Il piano industriale di Banca Cesare Ponti è di diventare il polo private banking di gruppo Carige. Non usa tanti giri di parole il direttore generale Daniele Piccolo, in carica dai primi di dicembre proprio per applicare questo nuovo piano. «Come banca abbiamo 145 anni di storia, facciamo parte del gruppo Carige dal 2005 – racconta – già da alcuni anni abbiamo sede a Genova dove operano i nostri private banker, ma questo progetto amplia in modo considerevole il nostro impegno: apriremo nuove filiali di appoggio per i nuovi clienti che da Carige verranno a investire i propri patrimoni in Banca Cesare Ponti, accompagnati dai private banker che verranno a lavorare da noi». Dove non ci saranno filiali, annuncia Piccolo, ci saranno comunque locali chiamati lounge, sale attrezzate e caratterizzate con marchio Ponti dove si potranno accogliere i clienti.

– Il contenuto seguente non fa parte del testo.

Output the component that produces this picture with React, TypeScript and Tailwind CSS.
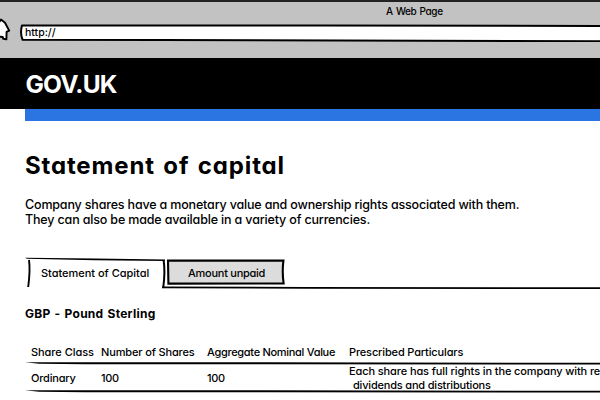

Piccolo sottolinea che l’impegno del gruppo nei confronti di Banca Cesare Ponti è già molto intenso, ma si arricchirà: «I nostri sistemi informativi, il back office e la contabilità è concentrata nella capogruppo. Il passaggio di colleghi dal gruppo Carige alla nostra banca sarà coronato da alcuni requisiti di livello professionale, per esempio dovranno conseguire il diploma di promotore finanziario, una formazione robusta quindi; abbiamo un progetto di apertura di un’academy, perché ormai non si tratta più di fare solo consulenza di investimento su normali prodotti finanziari, ma occorre un rapporto più intimo con il cliente».
Una private bank deve saper gestire problematiche legate alla successione patrimoniale, al trasferimento di aziende, ma anche gli investimenti immobiliari, per questo l’attività di formazione è così importante per la Cesare Ponti.
«Il mondo dell’invetimento per i risparmiatori italiani è molto cambiato – aggiunge Piccolo – non esiste più l’investimento obbligazionario che porti rendimenti, un fatto che dobbiamo dare per scontato, investire significa assumere maggiori rischi, è necessario essere accompagnati da professionisti preparati in un’ampiezza di investimento notevole rispetto al passato, prima si trattava di titoli di Stato italiani e di borse europee ora, con i Paesi emergenti di fatto emersi, si affronta una certa complessità geografica degli investimenti. La visione internazionale si associa con rischi sistemici più ampi rispetto al passato. Si richiede quindi una capacità di analisi molto più ampia e articolata rispetto al passato».